The biggest mistake is treating feedback as validation. Fathom can reveal useful qualitative signal, but it does not prove demand unless paired with behavior, commitment, or measurable conversion.
Should early-stage startups use Fathom?
Yes, especially for problem discovery, onboarding friction, and message clarity. It works best when the startup already has a narrow ICP hypothesis and needs sharper insight, not broad market truth.
Can Fathom replace customer interviews?
No. It can support interviews, structure questions, and collect lightweight input, but it should not replace direct conversations when pricing, workflow depth, or enterprise buying behavior matter.
How often should a startup run feedback cycles?
It depends on the stage. Early-stage products often benefit from weekly or biweekly cycles.

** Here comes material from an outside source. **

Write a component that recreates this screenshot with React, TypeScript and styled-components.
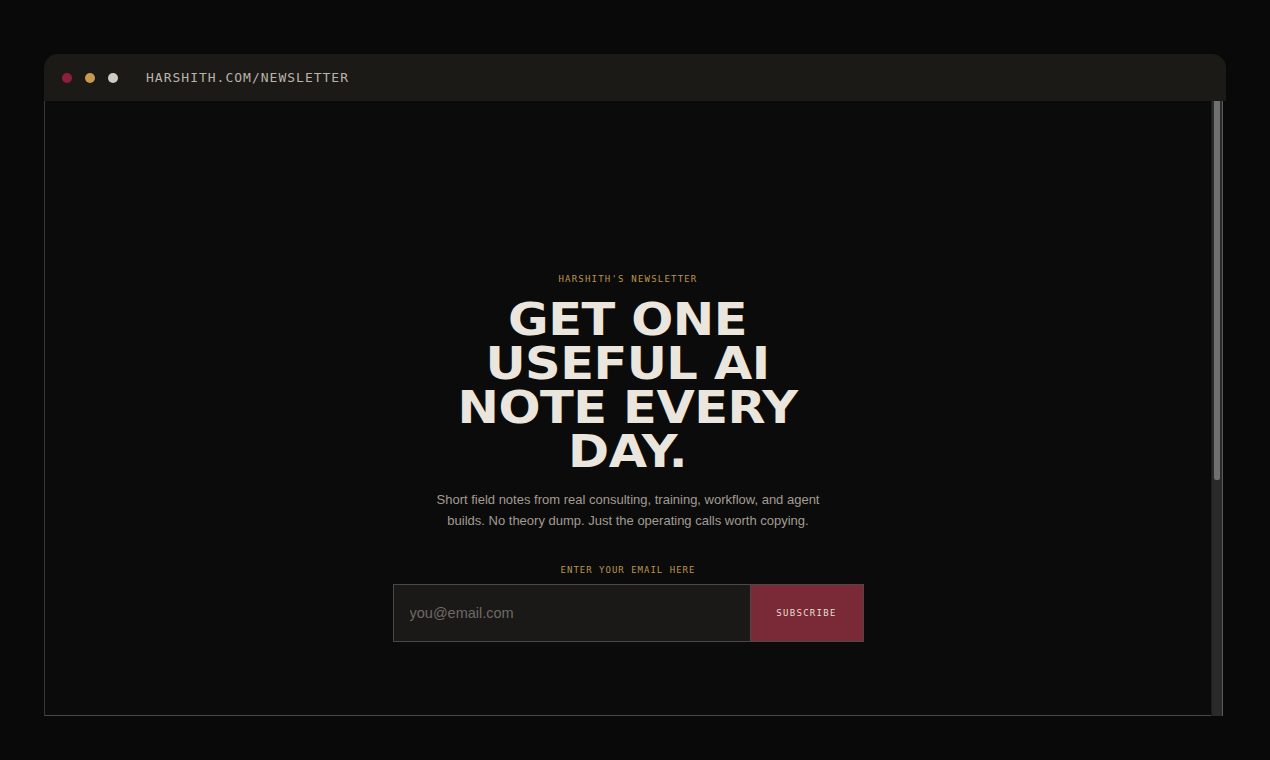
import styled, { createGlobalStyle } from "styled-components";

const GlobalStyle = createGlobalStyle`
    * {
        box-sizing: border-box;
    }
    html, body {
        margin: 0;
        padding: 0;
        background: #0a0909;
    }
    body {
        font-family: "Liberation Sans", Arial, sans-serif;
    }
`

const dots = ["#8e1f3c", "#c99a4c", "#cfccc2"]

const App = () => {
    return <>
        <GlobalStyle/>
        <StyledPage>
            <StyledWindow>
                <StyledTitleBar>
                    <StyledDots>
                        {dots.map(color => <StyledDot key={color} $color={color}/>)}
                    </StyledDots>
                    <StyledUrl>HARSHITH.COM/NEWSLETTER</StyledUrl>
                </StyledTitleBar>
                <StyledBody>
                    <StyledViewport>
                        <StyledHero>
                            <StyledEyebrow>HARSHITH'S NEWSLETTER</StyledEyebrow>
                            <StyledHeading>
                                GET ONE<br/>USEFUL AI<br/>NOTE EVERY<br/>DAY.
                            </StyledHeading>
                            <StyledLead>
                                Short field notes from real consulting, training, workflow, and agent builds. No
                                theory dump. Just the operating calls worth copying.
                            </StyledLead>
                            <StyledFormLabel htmlFor="email">ENTER YOUR EMAIL HERE</StyledFormLabel>
                            <StyledForm onSubmit={e => e.preventDefault()}>
                                <StyledInput id="email" type="email" placeholder="you@email.com"/>
                                <StyledButton type="submit">SUBSCRIBE</StyledButton>
                            </StyledForm>
                        </StyledHero>
                    </StyledViewport>
                    <StyledScrollTrack>
                        <StyledScrollThumb/>
                    </StyledScrollTrack>
                </StyledBody>
            </StyledWindow>
        </StyledPage>
    </>
}

const StyledPage = styled.div`
    width: 100%;
    height: 760px;
    padding: 54px 44px 0;
    background: #0a0909;
`

const StyledWindow = styled.div`
    width: 100%;
    height: 662px;
    display: flex;
    flex-direction: column;
    border-radius: 14px 14px 0 0;
    overflow: hidden;
`

const StyledTitleBar = styled.div`
    height: 47px;
    flex-shrink: 0;
    display: flex;
    align-items: center;
    padding-left: 18px;
    background: #1c1a17;
`

const StyledDots = styled.div`
    display: flex;
    gap: 13px;
`

const StyledDot = styled.span<{ $color: string }>`
    width: 10px;
    height: 10px;
    border-radius: 50%;
    background: ${props => props.$color};
`

const StyledUrl = styled.span`
    margin-left: 28px;
    font-family: "DejaVu Sans Mono", "Liberation Mono", monospace;
    font-size: 13px;
    letter-spacing: 1px;
    color: #b9b3a9;
`

const StyledBody = styled.div`
    flex: 1;
    display: flex;
    min-height: 0;
`

const StyledViewport = styled.div`
    flex: 1;
    overflow: hidden;
    background: #0c0b0b;
    border-left: 1px solid #3b3936;
    border-bottom: 1px solid #4a4845;
`

const StyledScrollTrack = styled.div`
    width: 15px;
    flex-shrink: 0;
    padding: 0 2px 0 2px;
    background: #2a2a2a;
    border-left: 1px solid #1c1c1c;
    border-right: 3px solid #0a0909;
    box-shadow: inset -1px 0 0 #5a5a5a;
`

const StyledScrollThumb = styled.div`
    width: 6px;
    height: 379px;
    background: #707070;
    border-radius: 0 0 2px 2px;
`

const StyledHero = styled.div`
    display: flex;
    flex-direction: column;
    align-items: center;
    padding-top: 173px;
`

const StyledEyebrow = styled.span`
    font-family: "DejaVu Sans Mono", "Liberation Mono", monospace;
    font-size: 9px;
    letter-spacing: 1.2px;
    color: #b8964b;
`

const StyledHeading = styled.h1`
    margin: 14px 0 0;
    font-family: "DejaVu Sans", "Liberation Sans", sans-serif;
    font-weight: 700;
    font-size: 45px;
    line-height: 44px;
    letter-spacing: -0.5px;
    text-align: center;
    color: #ebe6dd;
    transform: scaleX(1.1);
`

const StyledLead = styled.p`
    margin: 15px 0 0;
    max-width: 390px;
    font-family: "Liberation Sans", Arial, sans-serif;
    font-size: 13px;
    line-height: 21px;
    text-align: center;
    color: #a29c93;
`

const StyledFormLabel = styled.label`
    margin-top: 34px;
    font-family: "DejaVu Sans Mono", "Liberation Mono", monospace;
    font-size: 9px;
    letter-spacing: 1px;
    color: #b8964b;
`

const StyledForm = styled.form`
    margin-top: 9px;
    width: 471px;
    height: 58px;
    display: flex;
    border: 1px solid #4b4845;
`

const StyledInput = styled.input`
    flex: 1;
    min-width: 0;
    height: 100%;
    padding: 0 16px;
    border: none;
    border-right: 1px solid #4b4845;
    outline: none;
    background: #1a1918;
    font-family: "Liberation Sans", Arial, sans-serif;
    font-size: 14.5px;
    color: #ddd6cc;

    &::placeholder {
        color: #6f6a64;
    }
`

const StyledButton = styled.button`
    width: 112px;
    height: 100%;
    border: none;
    background: #7a2a36;
    font-family: "DejaVu Sans Mono", "Liberation Mono", monospace;
    font-size: 9px;
    letter-spacing: 1.3px;
    color: #e4dcd3;
    cursor: pointer;
`

export default App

More mature teams may use monthly review cadences tied to roadmap and retention analysis.
Who should own Fathom insights in a startup?
Usually a founder, product lead, or growth lead. The key is not title. The key is that the owner can convert findings into product or GTM decisions quickly.
Is Fathom useful for Web3 products?
Yes, but segmentation is critical. Web3 audiences are highly mixed. Developers, traders, governance participants, and protocol operators have different needs, so blended feedback often creates poor product direction.
Final Summary
The most common Fathom mistakes come from misuse, not from the tool itself. Teams ask broad questions, target the wrong people, confuse praise with demand, run research once instead of continuously, and fail to turn insights into action.
Fathom works best when you use it as a decision tool, not a confidence machine. Keep questions narrow. Segment your audience. Track patterns over time. And never treat qualitative enthusiasm as proof that the market will adopt, pay, or switch.